Extract each line containing the string "this".

§ **INPUT**

....

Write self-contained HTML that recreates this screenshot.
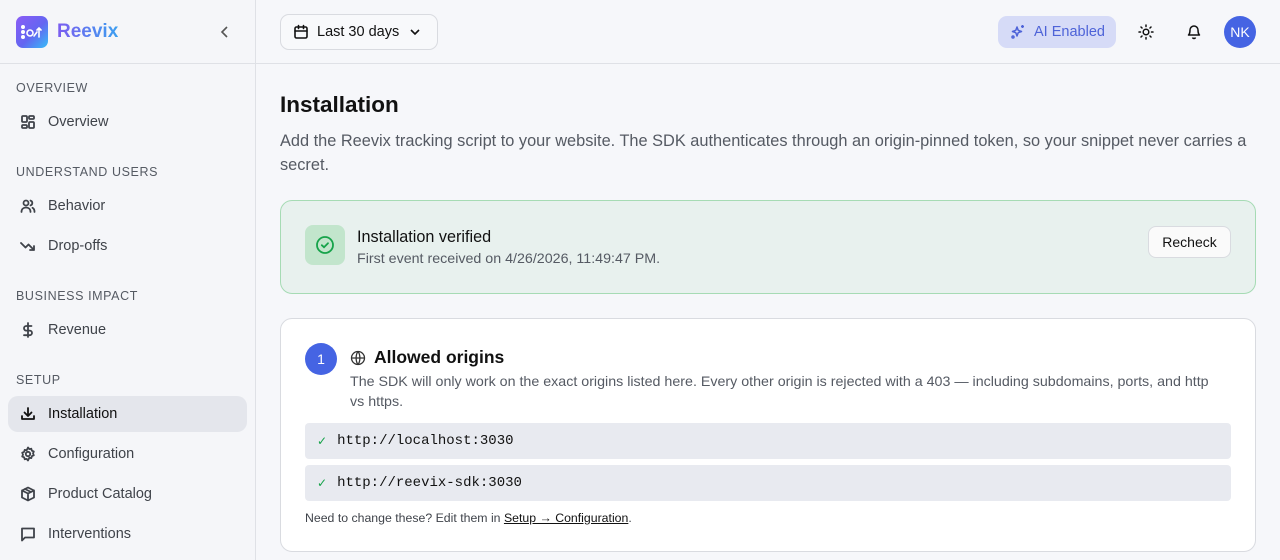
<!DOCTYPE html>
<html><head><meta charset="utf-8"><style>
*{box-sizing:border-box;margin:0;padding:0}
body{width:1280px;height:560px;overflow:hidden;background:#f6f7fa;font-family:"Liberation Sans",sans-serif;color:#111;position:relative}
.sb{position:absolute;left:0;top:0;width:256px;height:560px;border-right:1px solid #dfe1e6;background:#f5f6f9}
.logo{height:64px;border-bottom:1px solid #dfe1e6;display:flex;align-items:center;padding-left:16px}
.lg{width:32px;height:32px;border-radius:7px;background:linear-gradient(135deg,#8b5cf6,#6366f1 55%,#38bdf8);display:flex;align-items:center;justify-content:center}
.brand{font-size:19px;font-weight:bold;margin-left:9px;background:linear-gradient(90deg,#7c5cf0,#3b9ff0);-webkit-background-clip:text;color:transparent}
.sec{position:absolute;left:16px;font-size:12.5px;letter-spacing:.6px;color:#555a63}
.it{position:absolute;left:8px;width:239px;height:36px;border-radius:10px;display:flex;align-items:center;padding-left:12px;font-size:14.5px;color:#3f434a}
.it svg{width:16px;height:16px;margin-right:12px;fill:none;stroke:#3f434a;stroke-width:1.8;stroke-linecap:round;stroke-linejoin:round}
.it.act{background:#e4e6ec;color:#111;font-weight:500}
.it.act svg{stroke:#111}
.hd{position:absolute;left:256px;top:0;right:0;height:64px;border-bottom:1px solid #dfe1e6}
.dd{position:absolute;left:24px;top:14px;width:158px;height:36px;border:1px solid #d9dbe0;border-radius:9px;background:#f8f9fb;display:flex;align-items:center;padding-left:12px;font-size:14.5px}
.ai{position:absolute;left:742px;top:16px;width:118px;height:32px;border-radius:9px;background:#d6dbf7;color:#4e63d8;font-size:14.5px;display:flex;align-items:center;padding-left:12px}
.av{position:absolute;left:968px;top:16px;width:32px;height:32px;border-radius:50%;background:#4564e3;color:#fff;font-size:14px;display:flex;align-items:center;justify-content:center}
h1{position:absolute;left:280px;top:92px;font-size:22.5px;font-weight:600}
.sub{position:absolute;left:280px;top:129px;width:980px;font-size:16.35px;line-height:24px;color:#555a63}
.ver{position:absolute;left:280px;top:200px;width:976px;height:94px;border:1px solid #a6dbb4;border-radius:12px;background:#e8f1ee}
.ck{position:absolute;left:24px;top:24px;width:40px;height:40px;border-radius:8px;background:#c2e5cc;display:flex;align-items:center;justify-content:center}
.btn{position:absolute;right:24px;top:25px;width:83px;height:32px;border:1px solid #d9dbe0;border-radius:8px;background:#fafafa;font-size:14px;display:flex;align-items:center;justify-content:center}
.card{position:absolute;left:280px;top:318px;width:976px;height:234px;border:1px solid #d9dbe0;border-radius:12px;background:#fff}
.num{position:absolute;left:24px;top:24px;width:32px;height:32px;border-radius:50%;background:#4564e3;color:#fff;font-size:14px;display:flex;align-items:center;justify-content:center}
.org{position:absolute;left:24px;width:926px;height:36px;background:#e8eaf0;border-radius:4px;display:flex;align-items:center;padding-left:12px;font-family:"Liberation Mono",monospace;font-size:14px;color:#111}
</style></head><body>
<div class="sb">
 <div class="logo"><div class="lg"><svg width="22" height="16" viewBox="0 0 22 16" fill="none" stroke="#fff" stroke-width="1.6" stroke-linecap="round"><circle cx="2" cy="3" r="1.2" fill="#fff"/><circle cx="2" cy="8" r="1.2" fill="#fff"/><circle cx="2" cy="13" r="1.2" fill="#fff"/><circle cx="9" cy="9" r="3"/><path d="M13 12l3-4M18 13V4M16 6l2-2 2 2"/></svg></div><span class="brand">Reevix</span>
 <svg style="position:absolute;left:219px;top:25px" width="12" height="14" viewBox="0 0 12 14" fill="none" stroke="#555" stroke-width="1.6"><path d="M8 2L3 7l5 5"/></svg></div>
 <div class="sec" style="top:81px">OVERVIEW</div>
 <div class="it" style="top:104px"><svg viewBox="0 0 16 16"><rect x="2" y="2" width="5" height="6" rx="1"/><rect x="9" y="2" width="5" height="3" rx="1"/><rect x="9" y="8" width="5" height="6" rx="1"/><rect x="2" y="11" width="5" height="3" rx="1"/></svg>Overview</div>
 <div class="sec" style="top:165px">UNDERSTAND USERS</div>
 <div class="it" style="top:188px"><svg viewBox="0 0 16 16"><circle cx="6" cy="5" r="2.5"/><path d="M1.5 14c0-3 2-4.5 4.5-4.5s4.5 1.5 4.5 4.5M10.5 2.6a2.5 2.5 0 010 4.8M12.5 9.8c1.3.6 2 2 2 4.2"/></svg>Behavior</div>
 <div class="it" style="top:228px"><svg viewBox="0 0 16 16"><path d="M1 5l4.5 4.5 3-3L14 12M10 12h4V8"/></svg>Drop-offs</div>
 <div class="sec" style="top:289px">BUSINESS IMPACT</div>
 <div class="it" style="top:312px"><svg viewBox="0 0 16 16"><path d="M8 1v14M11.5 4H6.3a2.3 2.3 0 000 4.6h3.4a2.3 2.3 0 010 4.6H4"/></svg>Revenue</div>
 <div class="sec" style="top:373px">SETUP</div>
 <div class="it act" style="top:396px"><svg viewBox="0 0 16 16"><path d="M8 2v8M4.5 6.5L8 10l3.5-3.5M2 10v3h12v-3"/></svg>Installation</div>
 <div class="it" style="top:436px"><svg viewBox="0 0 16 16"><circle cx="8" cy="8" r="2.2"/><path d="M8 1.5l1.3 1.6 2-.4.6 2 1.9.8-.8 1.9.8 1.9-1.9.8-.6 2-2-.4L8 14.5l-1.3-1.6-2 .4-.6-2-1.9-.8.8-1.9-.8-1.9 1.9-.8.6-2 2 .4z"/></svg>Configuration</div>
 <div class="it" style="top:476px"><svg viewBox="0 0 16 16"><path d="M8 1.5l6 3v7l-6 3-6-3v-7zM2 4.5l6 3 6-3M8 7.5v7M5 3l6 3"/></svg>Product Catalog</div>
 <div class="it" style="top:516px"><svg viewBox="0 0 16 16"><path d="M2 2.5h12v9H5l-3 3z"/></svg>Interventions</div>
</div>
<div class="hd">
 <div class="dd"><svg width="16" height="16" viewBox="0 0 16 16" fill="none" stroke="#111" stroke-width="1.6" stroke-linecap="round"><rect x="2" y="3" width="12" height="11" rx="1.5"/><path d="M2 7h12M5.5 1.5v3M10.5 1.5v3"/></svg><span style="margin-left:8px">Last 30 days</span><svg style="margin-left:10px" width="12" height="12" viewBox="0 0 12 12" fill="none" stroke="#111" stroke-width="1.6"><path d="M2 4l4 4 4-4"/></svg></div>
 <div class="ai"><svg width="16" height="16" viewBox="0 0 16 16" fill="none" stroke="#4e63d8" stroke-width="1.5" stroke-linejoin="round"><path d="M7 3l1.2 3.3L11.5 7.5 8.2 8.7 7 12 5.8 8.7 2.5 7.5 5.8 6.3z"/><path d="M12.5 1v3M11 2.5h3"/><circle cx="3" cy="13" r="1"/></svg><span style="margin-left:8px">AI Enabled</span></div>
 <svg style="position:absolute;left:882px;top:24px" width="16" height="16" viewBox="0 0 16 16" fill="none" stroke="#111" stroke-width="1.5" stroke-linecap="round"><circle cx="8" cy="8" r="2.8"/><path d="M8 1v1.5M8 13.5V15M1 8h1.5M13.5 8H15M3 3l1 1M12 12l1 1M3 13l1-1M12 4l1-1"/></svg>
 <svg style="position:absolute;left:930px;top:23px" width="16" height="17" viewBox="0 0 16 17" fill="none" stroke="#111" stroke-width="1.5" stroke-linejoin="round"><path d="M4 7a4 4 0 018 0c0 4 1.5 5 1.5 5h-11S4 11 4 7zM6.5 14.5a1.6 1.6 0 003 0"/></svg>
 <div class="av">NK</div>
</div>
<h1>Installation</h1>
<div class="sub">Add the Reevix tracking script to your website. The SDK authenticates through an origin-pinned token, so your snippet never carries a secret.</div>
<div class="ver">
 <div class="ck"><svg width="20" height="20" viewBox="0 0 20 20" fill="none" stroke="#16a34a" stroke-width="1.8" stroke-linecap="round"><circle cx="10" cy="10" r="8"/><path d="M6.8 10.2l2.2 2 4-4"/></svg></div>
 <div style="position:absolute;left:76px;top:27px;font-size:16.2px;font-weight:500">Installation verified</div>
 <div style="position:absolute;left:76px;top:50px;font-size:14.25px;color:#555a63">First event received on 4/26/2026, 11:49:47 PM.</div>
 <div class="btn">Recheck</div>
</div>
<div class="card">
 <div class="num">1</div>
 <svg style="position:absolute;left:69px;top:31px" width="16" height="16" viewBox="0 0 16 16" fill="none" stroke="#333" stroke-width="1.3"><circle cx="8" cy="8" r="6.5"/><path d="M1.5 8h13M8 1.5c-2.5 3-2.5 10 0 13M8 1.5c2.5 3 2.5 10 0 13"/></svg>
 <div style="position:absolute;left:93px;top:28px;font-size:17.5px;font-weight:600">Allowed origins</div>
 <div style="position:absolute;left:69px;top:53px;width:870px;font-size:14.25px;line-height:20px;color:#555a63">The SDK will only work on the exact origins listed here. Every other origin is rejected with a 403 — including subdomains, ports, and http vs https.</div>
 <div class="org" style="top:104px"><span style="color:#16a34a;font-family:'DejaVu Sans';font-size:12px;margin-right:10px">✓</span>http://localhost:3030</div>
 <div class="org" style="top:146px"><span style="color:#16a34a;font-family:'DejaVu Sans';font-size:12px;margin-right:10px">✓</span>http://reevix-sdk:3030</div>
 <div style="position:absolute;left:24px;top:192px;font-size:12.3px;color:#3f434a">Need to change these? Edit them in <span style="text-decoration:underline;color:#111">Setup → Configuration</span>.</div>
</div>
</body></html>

....

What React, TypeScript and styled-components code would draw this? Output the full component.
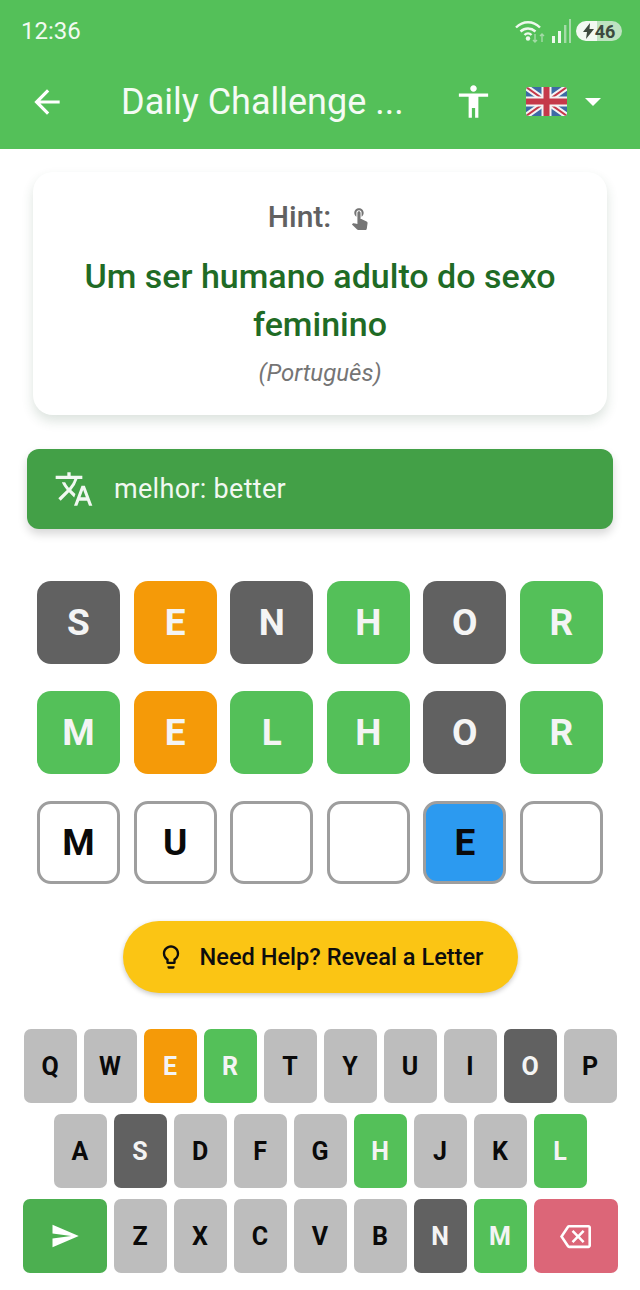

....

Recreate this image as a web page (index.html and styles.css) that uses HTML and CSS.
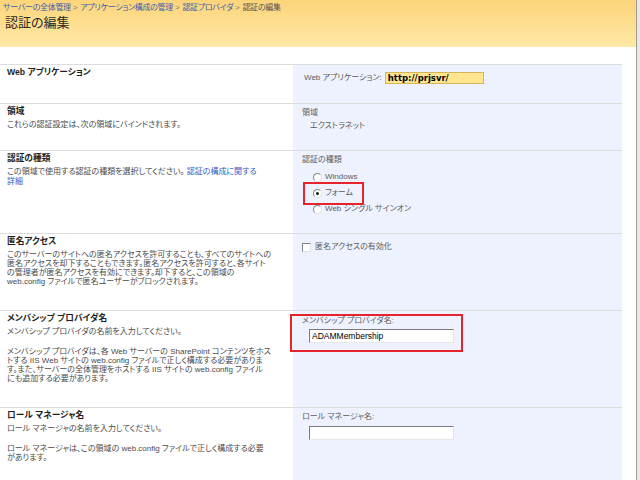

....

§ **FINISHED TASK**
Write self-contained HTML that recreates this screenshot.
What React, TypeScript and styled-components code would draw this? Output the full component.
Recreate this image as a web page (index.html and styles.css) that uses HTML and CSS.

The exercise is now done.